In short, it is jolly difficult to prove. If a jury is not sure rape has been committed then it acquits. It might suspect a rape, think a rape was probable or even very likely, but it will still acquit. And rightly so; that is the consequence of our burden and standard of proof. Juries are especially cautious around sexual offences owing to the severe social stigma that attaches to sexual offending. Rape is just one of those offences that is difficult to prove – it is one word against another, often where intoxication was present at the time, denting credibility.

It is no surprise the conviction rate is low, and so be it, so long as each outcome is just.

But, I am not saying complainants should not be treated better. They should. Cross examination should be effective. It need not be fierce.

Lord Lyle of the Isles

The Justice gap will close upon the restoration of corroboration, the restoration of the requirement for the complainant to prove rape and the abolishment of the requirement of the accused to prove consent.

Now one must audio record all sexual liaisons.

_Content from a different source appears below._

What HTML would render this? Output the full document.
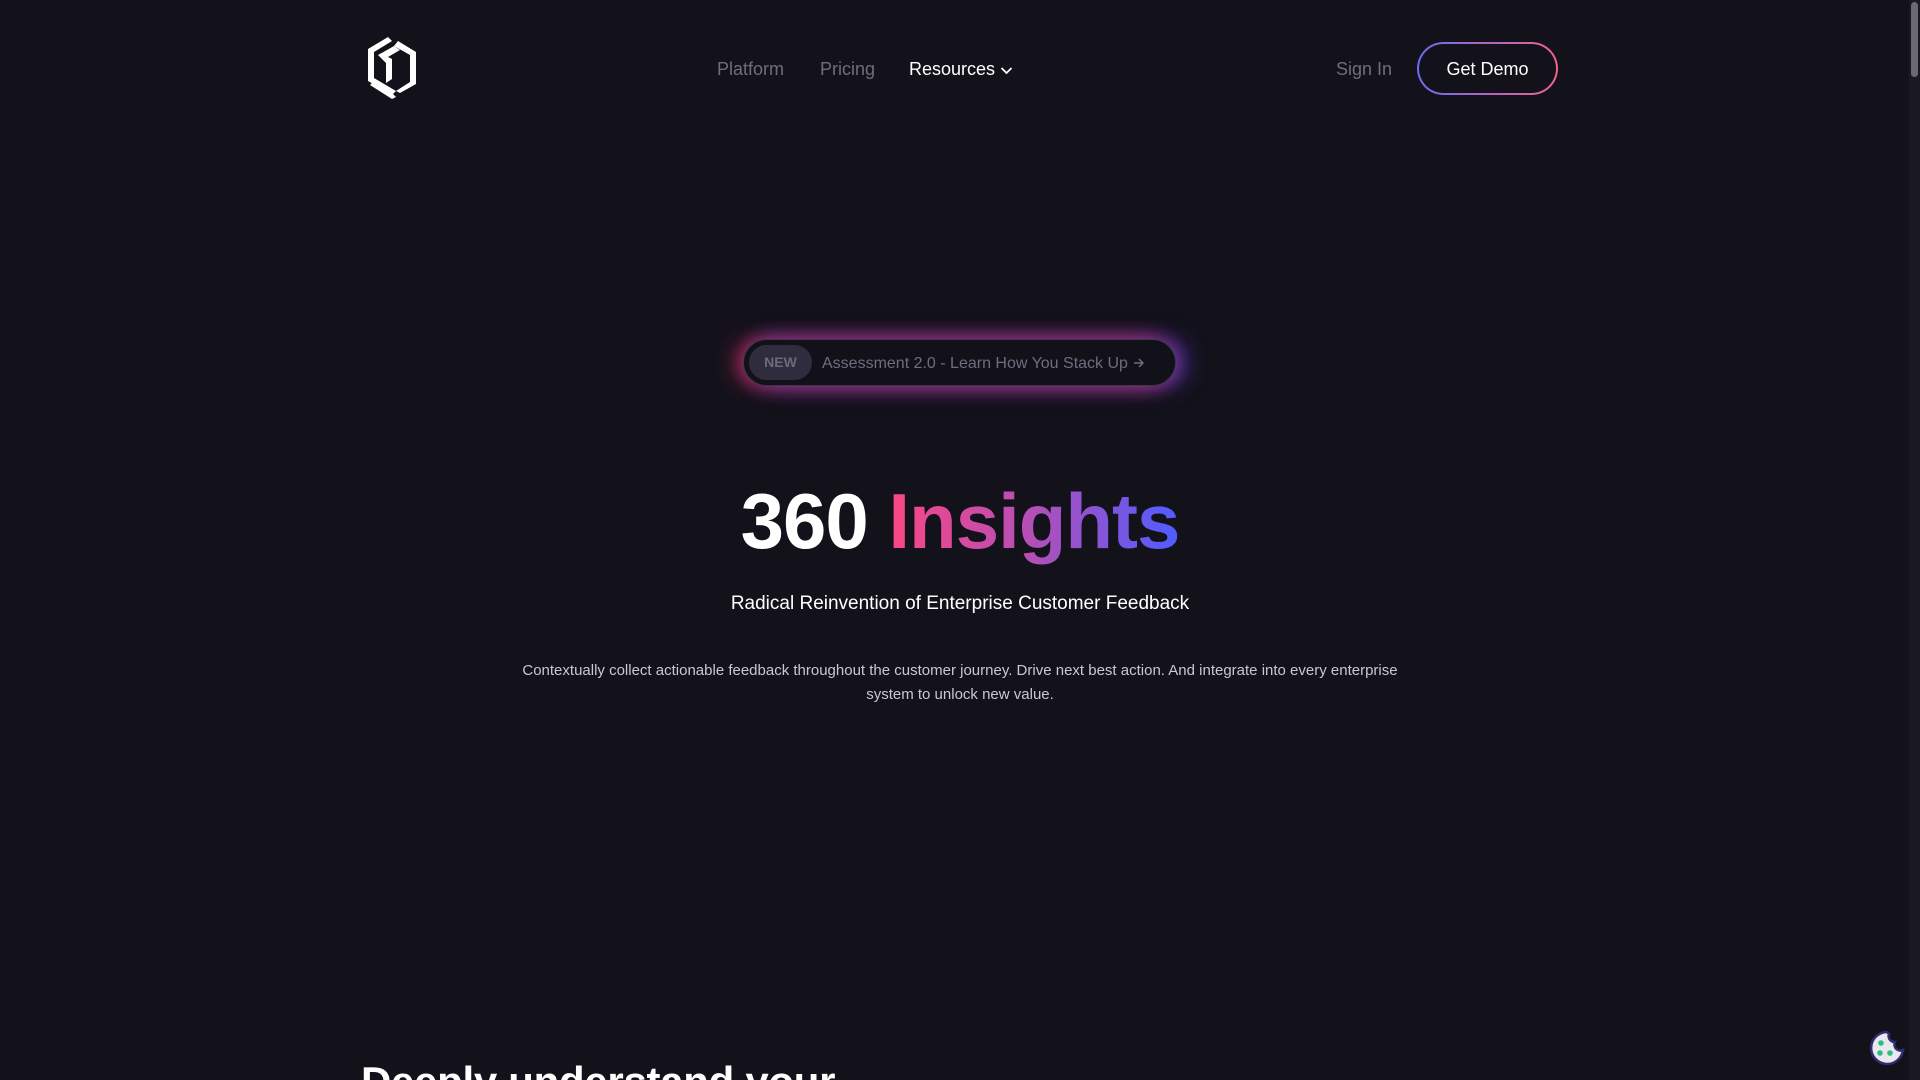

The gap would finally close when false accusers receive the same sentence as the accused.

Lord Lyle of the Isles

R v Edwards , ongoing.

Lord Lyle of the Isles

If only she had cried rape?

Lord Lyle of the Isles

If conviction rates for rape are so “depressingly” low, why aren’t conviction rates for attempting to pervert the course of justice etc, so “exhiliratingly” high?
No one’s actually conducted a rape case here,
I assume from the comments above

Tronald Rump

Conviction rates are “depressingly” low because juries are (a) conscientious and will seek to acquit where the case has not been made out to the standard of proof required in criminal courts and (b) not only astute to false allegations of rape, but also astute to cases of one-night-stands where the woman feels shame the morning after and decides, in a daze of shame and confusion, to make an allegation (consent revisionism, one might call it).

Conviction rates are also “depressing low” because the CPS are under orders to press ahead with even the flimsiest of cases and to hell with the Farquharson Guidelines.

Alison Saunders, the hack that she is, has tried her best to stack the deck against men in rape cases in order to feather her nest as a future Labour MP.

Unfortunately for her, and for ideologues like the person who wrote this article, the wisdom of juries prevails.